I have a stack of 3850’s trunked to our core. I have a 3560G switched trunked off the 3850’s and one last 3560G connected to the pevious 3560 as shown below (may not be ideal but no choice for the moment)

<Core>====<3850>======<3560>======<3560>

I’m using cacti to monitor the ports and I see there’s 5 megabits of traffic going out each 3850 port to the connected machine. On the 3560’s, that number is much, much less.

If I run wireshark, the biggest difference I see is the machine connected to the 3850 is seeing all kinds of traffic not destined for it (UDP and TCP streams). Probably some camera streams.

I have some vmware hosts connected to the 3850 and I can see some of the unexpected traffic is going to/from different vms but there’s also a lot of other traffic. (Based on the address, these are meant for specific machines, I’m not seeing a multicast storm/broadcast)

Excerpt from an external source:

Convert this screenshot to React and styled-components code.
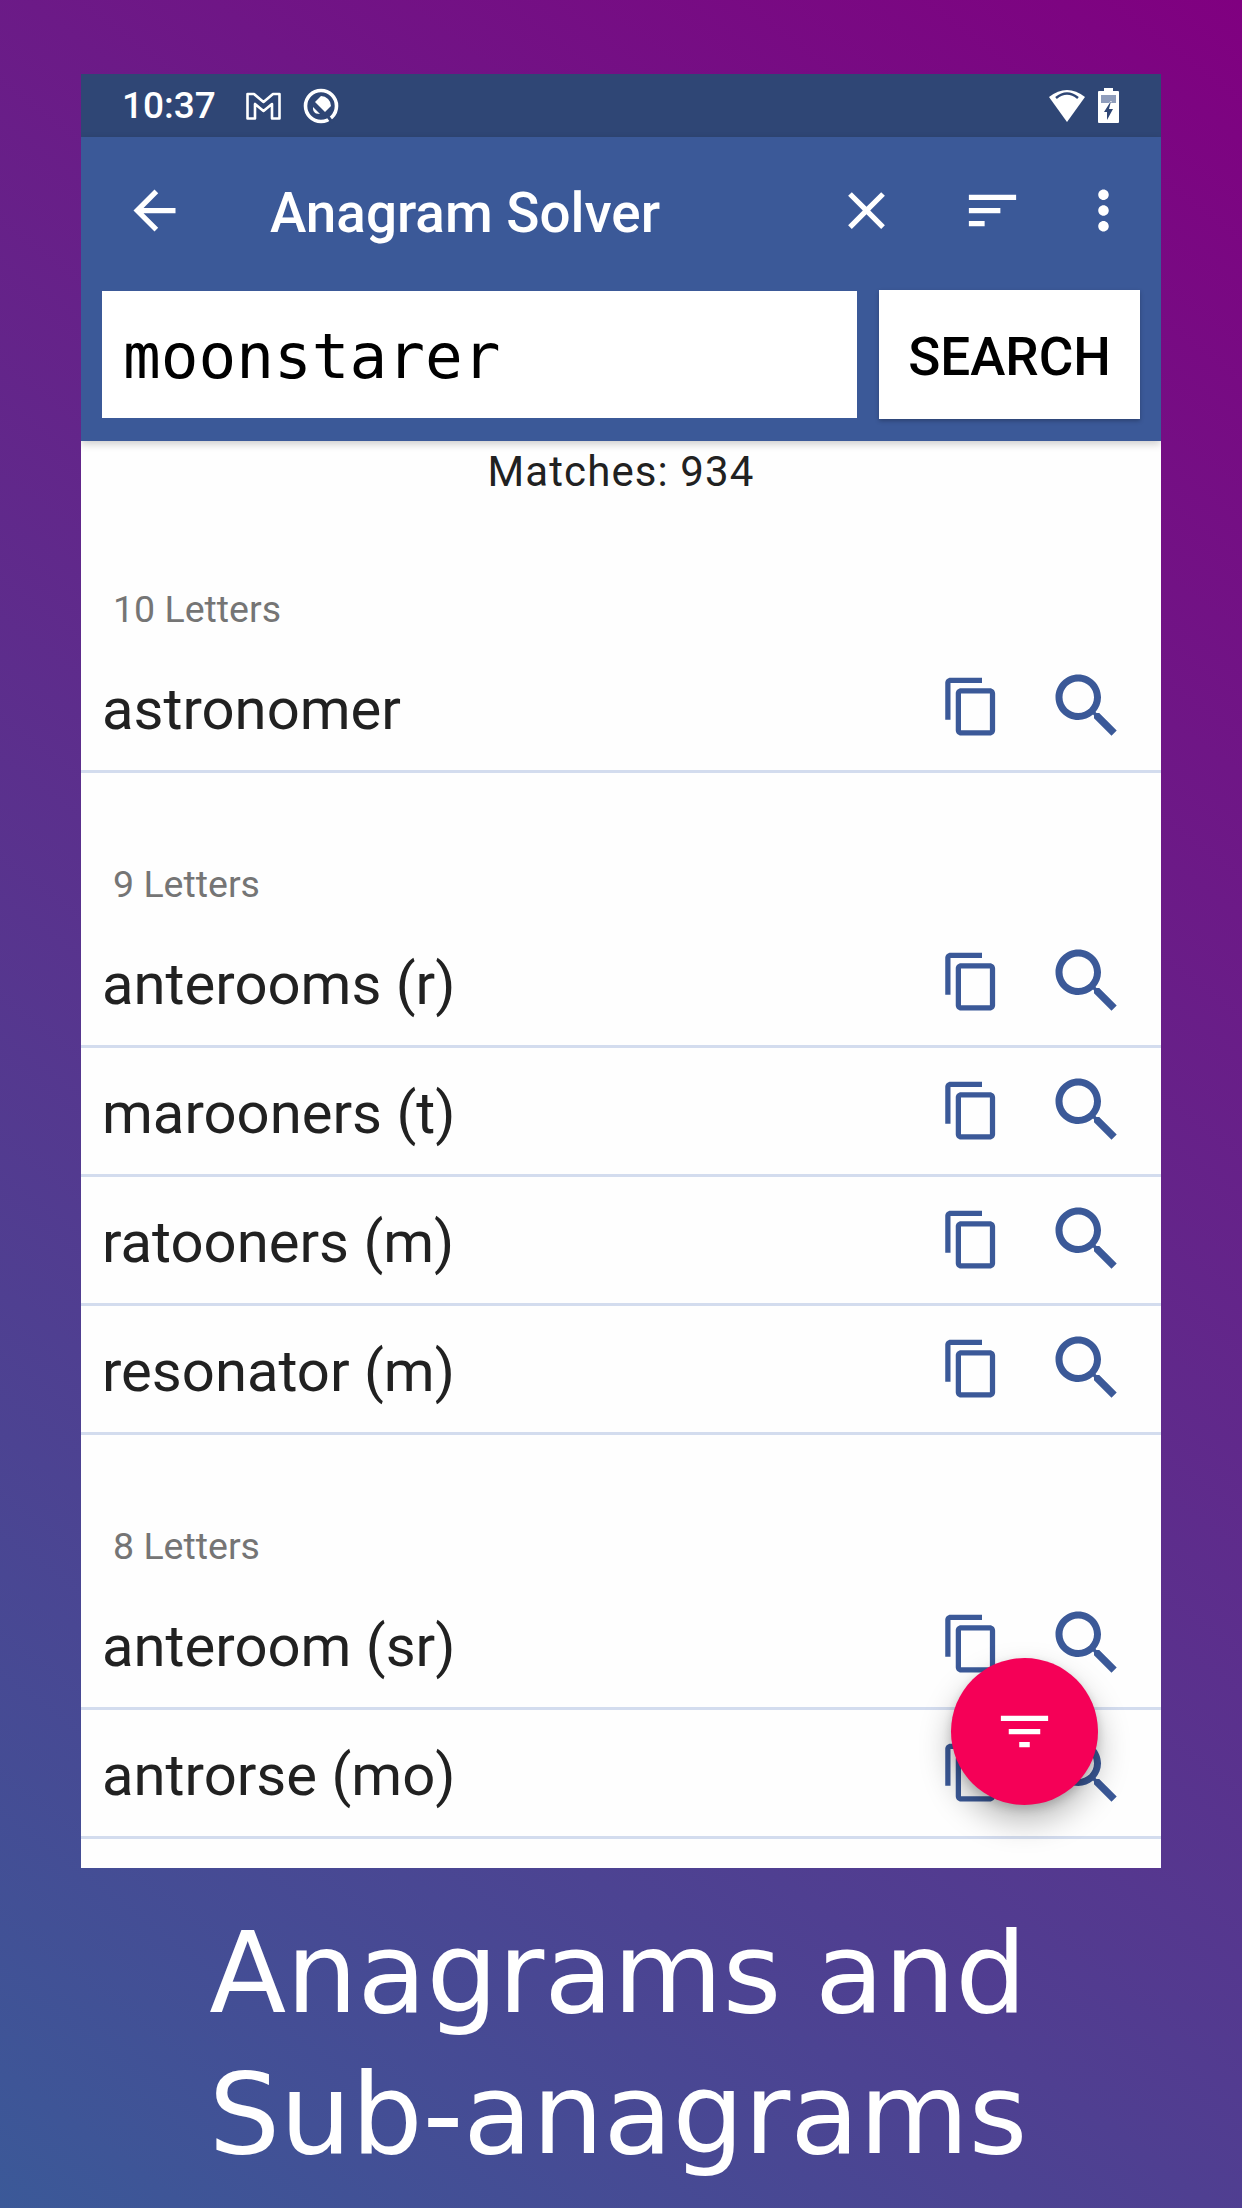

My 3850 is sending 5 megabits to each port

The first 3560 is sending maybe 600 kilobits

The next 3560 down the road is sending roughly 300 kilobits.

If someone starts to pull a lot of streams, I’m worried the 3850 will be sending a lot of useless packets to some machines and causing problems (which has happened before)

Is there something I can do on the 3850 to figure out why this is happening?

Thanks

3 Replies 3

cadet alain
VIP Alumni
VIP Alumni

Hi,

where's your cacti and the machine with sniffing software? Are they the same machine ?

Could these be unknown unicast packets you're seeing( is sniffing interface in prosmicuous mode ?)

Regards

Alain

Don't forget to rate helpful posts.

Don't forget to rate helpful posts.

Cacti is running on a VM (whose ESXi host is conected to the 3850). Wireshark is running on a physical machine connected to the same 3850.

I am sniffing in promiscuous mode but i'm confused as to why I see it when connected to the 3850 but not on a machine connected to the 3560 (and a lot less traffic in general on the 3560). The 3560 is connected via layer 2 to the 3850.

In the past when igmp snooping wasn't working properly, a huge storm would cause a problem on some machines so I'm just afraid that the 3850 might be sending traffic on ports which it shouldn't be.

Trying to troubleshoot this issue and it seems like my problem might be related to the ARP table.

On the 3850:

sh mac add acount:


Mac Entries for Vlan 50:
---------------------------
Dynamic Address Count  : 785
Static  Address Count  : 1
Total Mac Addresses    : 786


sh arp summary


Interface              Entry Count
Vlan50                        1434


I configued a spare switch with the same basic config (it's not a 3850 though), adjuted the vlan ips to avoid a conflict and have 1 laptop connected so i can run wireshark


for this other switch, sh mac add count gives

Mac Entries for Vlan 50:
---------------------------
Dynamic Address Count  : 936
Static  Address Count  : 0
Total Mac Addresses    : 936


sh arp summary gives me:

Interface              Entry Count
Vlan50                           9


Neither switch is set as the gateway for any device.

On my 3850 which is spamming ports, I have twice as many arp entries as mac addresses. If i check entries from the arp table vs. the mac table, not all items from the arp table are in the mac table.

On this test switch i setup, it's the total opposite. It's picking up almost no arp entries but learns about a ton of mac addresses it sees on the trunk to the core. Checking the stats on the port where the laptop is connected shows maybe half a megabit traffic.

I'm not quite sure where to go next in my troubleshooting. Any suggestions?